Lessons learned from the Irrigation Infrastructure Activity evaluation included:
- Root cause analysis is critical to successful project design, especially where behavior change is integral to the program logic.
- Supporting the development of new institutions, such as WUAs, is inherently difficult and can be a long-term undertaking, so MCC projects should account for the five-year timeline and anticipate necessary follow-on activities.
- During a project re-scoping, the program logic, economic analysis, potential beneficiaries, and evaluation plan should be re-assessed in a cohesive way by a coordinated project team.
- Better water monitoring tools could help WUAs while also providing better measurement of outcomes.

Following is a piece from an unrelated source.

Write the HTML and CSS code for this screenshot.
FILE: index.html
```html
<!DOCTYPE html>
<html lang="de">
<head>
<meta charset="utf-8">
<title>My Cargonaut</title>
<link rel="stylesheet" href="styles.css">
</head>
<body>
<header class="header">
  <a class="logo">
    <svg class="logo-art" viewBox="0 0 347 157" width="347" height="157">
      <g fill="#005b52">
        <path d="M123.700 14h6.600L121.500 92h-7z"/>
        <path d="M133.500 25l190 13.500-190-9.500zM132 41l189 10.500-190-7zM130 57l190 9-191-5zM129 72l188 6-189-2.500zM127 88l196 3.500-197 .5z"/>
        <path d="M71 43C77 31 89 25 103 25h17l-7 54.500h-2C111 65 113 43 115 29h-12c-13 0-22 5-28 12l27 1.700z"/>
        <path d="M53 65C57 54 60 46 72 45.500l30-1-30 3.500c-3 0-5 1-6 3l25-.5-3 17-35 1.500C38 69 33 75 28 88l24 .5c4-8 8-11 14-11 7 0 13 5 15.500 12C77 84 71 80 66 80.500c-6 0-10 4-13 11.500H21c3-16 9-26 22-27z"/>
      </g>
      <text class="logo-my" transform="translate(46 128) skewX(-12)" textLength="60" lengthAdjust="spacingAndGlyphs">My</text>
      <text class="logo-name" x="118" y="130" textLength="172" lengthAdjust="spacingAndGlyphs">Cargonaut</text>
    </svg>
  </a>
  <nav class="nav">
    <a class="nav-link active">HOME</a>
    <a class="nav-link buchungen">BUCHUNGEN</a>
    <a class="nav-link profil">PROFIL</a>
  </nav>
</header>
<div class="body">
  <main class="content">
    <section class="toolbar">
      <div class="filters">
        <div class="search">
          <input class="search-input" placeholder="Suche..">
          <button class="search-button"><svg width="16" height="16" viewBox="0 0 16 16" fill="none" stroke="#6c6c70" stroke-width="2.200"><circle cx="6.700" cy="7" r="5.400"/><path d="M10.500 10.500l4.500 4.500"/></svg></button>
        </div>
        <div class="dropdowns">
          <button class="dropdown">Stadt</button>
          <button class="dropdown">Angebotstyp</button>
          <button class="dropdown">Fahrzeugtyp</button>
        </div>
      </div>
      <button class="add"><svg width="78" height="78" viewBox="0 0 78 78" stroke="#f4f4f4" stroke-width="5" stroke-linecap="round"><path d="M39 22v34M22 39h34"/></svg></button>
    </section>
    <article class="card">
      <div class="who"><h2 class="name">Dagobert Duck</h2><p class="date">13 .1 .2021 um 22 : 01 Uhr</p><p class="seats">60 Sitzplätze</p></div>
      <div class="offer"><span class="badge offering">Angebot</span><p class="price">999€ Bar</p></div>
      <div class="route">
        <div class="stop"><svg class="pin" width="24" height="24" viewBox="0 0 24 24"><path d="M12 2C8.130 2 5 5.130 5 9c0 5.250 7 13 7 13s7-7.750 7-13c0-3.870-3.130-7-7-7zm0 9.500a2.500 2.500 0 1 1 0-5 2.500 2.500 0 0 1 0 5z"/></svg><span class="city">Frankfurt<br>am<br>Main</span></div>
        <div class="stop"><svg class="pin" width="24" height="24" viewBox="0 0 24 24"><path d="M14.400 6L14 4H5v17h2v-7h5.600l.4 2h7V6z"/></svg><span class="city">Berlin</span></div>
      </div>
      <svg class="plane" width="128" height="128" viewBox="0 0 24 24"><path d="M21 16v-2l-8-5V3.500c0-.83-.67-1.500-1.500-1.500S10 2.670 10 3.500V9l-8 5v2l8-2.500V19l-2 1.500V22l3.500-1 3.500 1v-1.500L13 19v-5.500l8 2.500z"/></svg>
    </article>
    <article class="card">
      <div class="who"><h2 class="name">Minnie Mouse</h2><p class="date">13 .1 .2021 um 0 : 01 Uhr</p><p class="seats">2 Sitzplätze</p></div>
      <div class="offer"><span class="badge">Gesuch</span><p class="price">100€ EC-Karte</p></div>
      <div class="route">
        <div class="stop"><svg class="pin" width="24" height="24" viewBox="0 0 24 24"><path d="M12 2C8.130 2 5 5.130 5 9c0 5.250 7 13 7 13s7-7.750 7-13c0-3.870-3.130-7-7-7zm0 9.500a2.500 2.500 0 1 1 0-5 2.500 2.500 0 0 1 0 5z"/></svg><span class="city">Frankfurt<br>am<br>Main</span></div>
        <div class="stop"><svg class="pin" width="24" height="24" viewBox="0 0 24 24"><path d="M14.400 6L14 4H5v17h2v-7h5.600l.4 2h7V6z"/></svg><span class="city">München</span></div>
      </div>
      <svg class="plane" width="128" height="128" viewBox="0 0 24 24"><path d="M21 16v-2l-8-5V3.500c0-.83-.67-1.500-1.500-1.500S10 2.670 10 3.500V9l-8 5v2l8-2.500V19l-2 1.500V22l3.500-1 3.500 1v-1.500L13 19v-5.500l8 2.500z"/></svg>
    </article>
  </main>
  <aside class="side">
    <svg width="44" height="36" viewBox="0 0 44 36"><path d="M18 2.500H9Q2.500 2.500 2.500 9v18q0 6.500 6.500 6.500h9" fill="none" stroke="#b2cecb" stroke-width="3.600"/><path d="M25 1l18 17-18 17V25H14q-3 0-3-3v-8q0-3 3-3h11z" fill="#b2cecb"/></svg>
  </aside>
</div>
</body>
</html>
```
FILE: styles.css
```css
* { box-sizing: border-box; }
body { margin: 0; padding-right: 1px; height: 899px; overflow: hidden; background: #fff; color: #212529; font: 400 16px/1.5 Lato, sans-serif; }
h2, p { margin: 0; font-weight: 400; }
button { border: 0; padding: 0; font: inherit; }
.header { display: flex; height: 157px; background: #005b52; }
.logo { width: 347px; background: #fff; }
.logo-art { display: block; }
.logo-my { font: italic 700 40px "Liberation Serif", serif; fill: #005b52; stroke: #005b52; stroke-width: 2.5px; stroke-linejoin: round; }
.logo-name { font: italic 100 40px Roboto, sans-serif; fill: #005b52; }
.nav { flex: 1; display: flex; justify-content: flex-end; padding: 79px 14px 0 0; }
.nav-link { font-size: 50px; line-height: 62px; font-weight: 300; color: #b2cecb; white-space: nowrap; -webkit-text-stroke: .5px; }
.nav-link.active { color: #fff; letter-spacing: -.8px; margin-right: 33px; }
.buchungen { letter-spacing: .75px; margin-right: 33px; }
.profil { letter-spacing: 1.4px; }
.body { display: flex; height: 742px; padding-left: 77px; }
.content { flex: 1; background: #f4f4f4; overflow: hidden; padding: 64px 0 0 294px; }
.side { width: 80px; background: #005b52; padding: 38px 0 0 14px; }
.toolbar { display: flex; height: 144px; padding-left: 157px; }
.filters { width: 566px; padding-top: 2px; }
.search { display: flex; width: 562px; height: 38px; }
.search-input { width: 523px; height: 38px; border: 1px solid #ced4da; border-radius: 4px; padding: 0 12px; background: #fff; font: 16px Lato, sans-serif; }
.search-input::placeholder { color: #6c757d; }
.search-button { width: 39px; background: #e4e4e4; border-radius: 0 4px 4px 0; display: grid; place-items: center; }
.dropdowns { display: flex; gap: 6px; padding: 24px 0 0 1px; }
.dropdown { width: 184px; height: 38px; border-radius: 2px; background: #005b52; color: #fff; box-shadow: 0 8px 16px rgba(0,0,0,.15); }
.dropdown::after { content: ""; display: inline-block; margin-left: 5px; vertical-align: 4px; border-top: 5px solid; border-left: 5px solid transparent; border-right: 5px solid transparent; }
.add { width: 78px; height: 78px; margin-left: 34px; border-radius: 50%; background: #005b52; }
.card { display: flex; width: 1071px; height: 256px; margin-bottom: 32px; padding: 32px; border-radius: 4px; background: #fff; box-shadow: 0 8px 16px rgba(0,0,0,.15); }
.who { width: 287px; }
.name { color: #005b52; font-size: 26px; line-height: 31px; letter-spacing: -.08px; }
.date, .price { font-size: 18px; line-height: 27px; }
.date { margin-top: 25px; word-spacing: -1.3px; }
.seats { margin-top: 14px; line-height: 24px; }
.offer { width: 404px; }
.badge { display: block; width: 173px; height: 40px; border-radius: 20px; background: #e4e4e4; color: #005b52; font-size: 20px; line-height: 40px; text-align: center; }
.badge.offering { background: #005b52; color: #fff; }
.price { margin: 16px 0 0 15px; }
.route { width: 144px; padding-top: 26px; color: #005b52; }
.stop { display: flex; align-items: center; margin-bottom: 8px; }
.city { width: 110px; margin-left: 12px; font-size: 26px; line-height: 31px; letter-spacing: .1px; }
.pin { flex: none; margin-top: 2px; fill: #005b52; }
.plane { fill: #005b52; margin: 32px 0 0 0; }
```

- An irrigation project where demand for the intervention exceeds available funding can provide an opportunity for random assignment (or other allocation mechanisms that are fair, efficient and informative) that can improve the level of rigor of evaluation results.
- Sector-specific technical capabilities should be required on the evaluation team when needed to assess key intermediate outcomes.
- Evaluation questions are based on the program logic and must be designed carefully from the beginning to understand the scope and limitations of the evaluation.